The U.S. Supreme Court found in At&t Mobility LLC v. Concepcion (2011) 563 U.S. ___ [131 S.Ct. 1740] that a California Supreme Court rule stated in that case, which found the arbitration clause agreed upon between the parties was invalid due to unconscionability, was preempted by the Federal Arbitration Act. Shortly before Concepcion, the state high court held in Sonic-Calabasas A, Inc. v. Moreno (2011) 51 Cal. 4th 659 (Sonic I), as a categorical rule, that it was contrary to public policy and unconscionable for an employer to require as part of an arbitration clause that employee waive the right to a “Berman” hearing, which had been provided by the state legislature to assist employees in recovering wages claimed owed by the employer. Very predictably, the U.S. Supreme Court granted certiorari in Sonic I, vacated the judgment and remanded the case back to the California Supreme Court for reconsideration in light of Concepcion.
Given this directive, the state supreme court majority, in Sonic-Calabasas A Inc. v. Moreno (filed 10/17/13) S174475 (Sonic II), concluded that “because compelling the parties to undergo a Berman hearing would impose significant delays in the commencement of arbitration, we now hold, that the FAA pre-empts our state-law rule categorically prohibiting waiver of a Berman hearing in a predispute arbitration agreement imposed on an employee as a condition of employment.” (Slip opinion, page 2.) However, the court went on to say that state courts may continue to enforce unconscionablity rules that don’t interfere with the “fundamental attributes of arbitration”, and remanded this matter back to the trial court to allow further development of the unconscionability claim to determine whether this arbitration agreement is unconscionable.
Predictably again, the majority opinion drew very lively concurring and dissenting/concurring opinions. In spite of the 70 pages of discussion found in the majority opinion, a concurring justice astutely notes that the majority failed to clearly state what standards of unconscionability it is talking about. The majority stated that the trial court on remand should weigh the Berman advantages waived against its benefits to determine if the agreement is “unreasonably one-sided.” But as the concurring justice and the two concurring/dissenting justices agreed, the agreement would have to be “so one-sided as to shock the conscience.”
The concurring/dissenting opinion commented that our nation’s high court had admonished against “judicial hostility” towards arbitration, which had been manifested in a great variety of “devices and formulas.” It continued, “Ignoring the high court’s clear message and undeterred by another reversal, today, the majority formulates yet another device for invalidating arbitration agreements: a case-by-case, hopelessly vague, subjective, and indeterminable assessment” that requires weighing of benefits of the Berman procedure and the accessibility and affordability of the specific arbitration procedure. Finally it stated, “The majority approach is inconsistent with California law and is preempted by the FAA.” (Sonic II, concurring and dissenting opinion. slip opinion, pages 28-29.)
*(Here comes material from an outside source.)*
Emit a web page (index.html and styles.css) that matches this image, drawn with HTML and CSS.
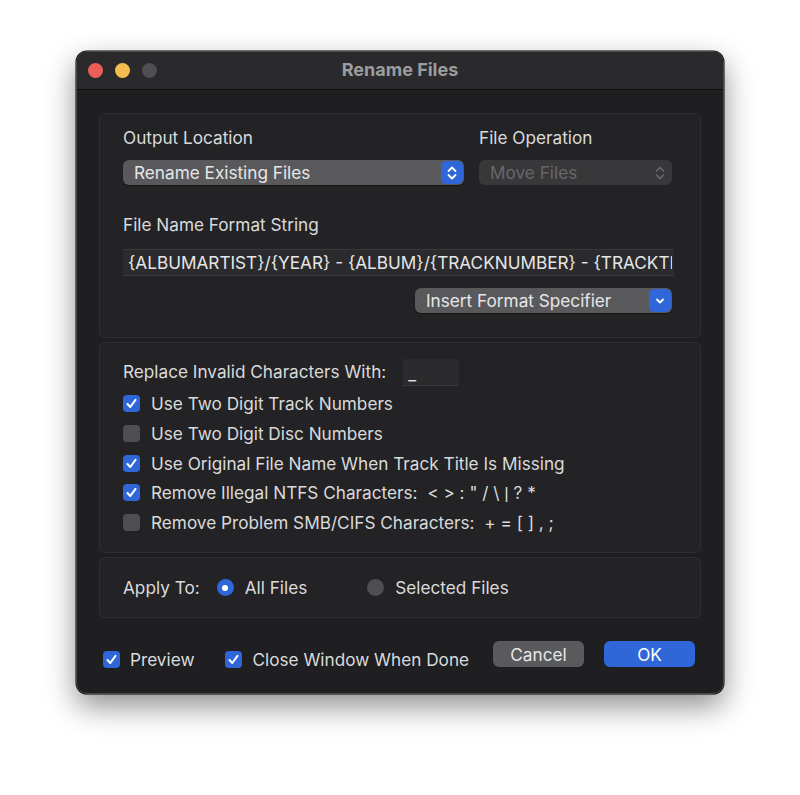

I see irony in the majority opinion. It rationalized its change of course from Sonic I saying that requiring a Berman hearing would “delay the commencement of the arbitration.”
By remanding the matter to the trial court for further proceedings to again determine whether the agreement is unconscionable, much greater delay will undoubtedly be caused.
During my 21 years on the appellate court, I often wondered why the state high court would, on reversal, remand matters back to the appellate court when it could simply save time by stating the inevitable in it is own order. Here, the dissent would have simply directed the matter to arbitration without further ado, which would seem to save all the parties time, expense and effort, and serve judicial economy.